A Tiny Desk Tank Where Every Fish Has Its Own Mind

A $15 ESP32 dev board, a cheap yellow display, and a piece of code where every fish has its own personality. The result lives on your desk and lets you tap to feed it.

A Tiny Desk Tank Where Every Fish Has Its Own Mind

Kert Gartner has released ASCII Aquarium, a project that runs on a Cheap Yellow Display, the $15 ESP32 dev board with a built-in touchscreen that has quietly become the default canvas for weekend hackers. The screen shows a live aquarium scene rendered in glyphs. Each fish drifts, schools, turns around, brightens, avoids the others, and chases food when you tap the glass. Hackaday picked it up on May 24.
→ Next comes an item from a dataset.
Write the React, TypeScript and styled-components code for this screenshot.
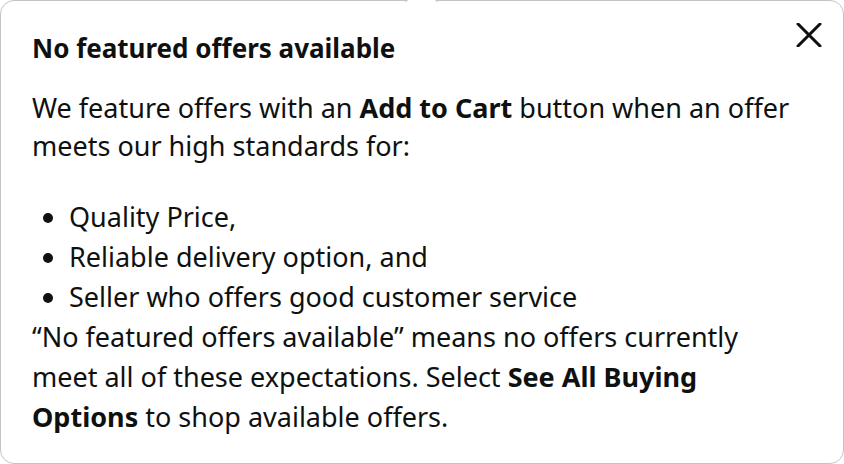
import React from 'react';
import styled, { createGlobalStyle } from 'styled-components';

const GlobalStyle = createGlobalStyle`
  html, body {
    margin: 0;
    padding: 0;
    background: #ffffff;
  }
  body {
    font-family: 'Noto Sans', 'Open Sans', Arial, sans-serif;
    color: #0f1111;
  }
`;

const Popover = styled.div`
  position: relative;
  box-sizing: border-box;
  height: 464px;
  background: #ffffff;
  border: 1px solid #c2c5c5;
  border-radius: 14px;
  padding: 20px 19px 0 31px;
`;

const Arrow = styled.div`
  position: absolute;
  top: -11px;
  left: 409px;
  width: 22px;
  height: 22px;
  background: #ffffff;
  border-top: 1px solid #c2c5c5;
  border-left: 1px solid #c2c5c5;
  transform: rotate(45deg);
`;

const Header = styled.div`
  display: flex;
  justify-content: space-between;
  align-items: flex-start;
`;

const Title = styled.h4`
  margin: 10px 0 0;
  font-size: 26px;
  line-height: 34px;
  font-weight: 700;
`;

const CloseButton = styled.button`
  display: flex;
  align-items: center;
  justify-content: center;
  width: 30px;
  height: 28px;
  padding: 0;
  border: none;
  background: transparent;
  cursor: pointer;
`;

const Body = styled.div`
  width: 765px;
  margin-top: 24px;
  font-size: 27px;
  line-height: 38px;
`;

const Para = styled.p<{ $loose?: boolean }>`
  margin: 0;
  line-height: ${p => (p.$loose ? '40px' : '38px')};
`;

const List = styled.ul`
  margin: 32px 0 0;
  padding-left: 37px;
  list-style: disc;

  li {
    line-height: 40px;
  }
`;

export default function App() {
  return (
    <>
      <GlobalStyle />
      <Popover>
        <Arrow />
        <Header>
          <Title>No featured offers available</Title>
          <CloseButton aria-label="Close">
            <svg width="26" height="24" viewBox="0 0 26 24">
              <path d="M2 1 L24 23 M24 1 L2 23" stroke="#0f1111" strokeWidth="3" strokeLinecap="round" />
            </svg>
          </CloseButton>
        </Header>
        <Body>
          <Para>
            We feature offers with an <b>Add to Cart</b> button when an offer meets our high standards for:
          </Para>
          <List>
            <li>Quality Price,</li>
            <li>Reliable delivery option, and</li>
            <li>Seller who offers good customer service</li>
          </List>
          <Para $loose>
            “No featured offers available” means no offers currently meet all of these expectations. Select{' '}
            <b>See All Buying Options</b> to shop available offers.
          </Para>
        </Body>
      </Popover>
    </>
  );
}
The technical move that matters: nothing is canned. The fish are not playing pre-baked animations. Each creature has its own behavior loop and responds to stimuli in its own way, which is why the tank feels like a small terrarium that happens to live in a screen. There is a hidden menu with configuration options, a clock mode so the tank pulls double duty as a desk clock, even a display flip mode for anyone who has a beamsplitter on the desk. Open source on GitHub. The 3D-printable enclosure is a separate file you can drop into your printer over the weekend.

This is what we mean by the shift from maximum functionality to maximum well-being. A $15 screen does not need to be a notification surface. It can hold a small world that knows when you tap it. What happens when more of the screens around us behave like terrariums instead of dashboards?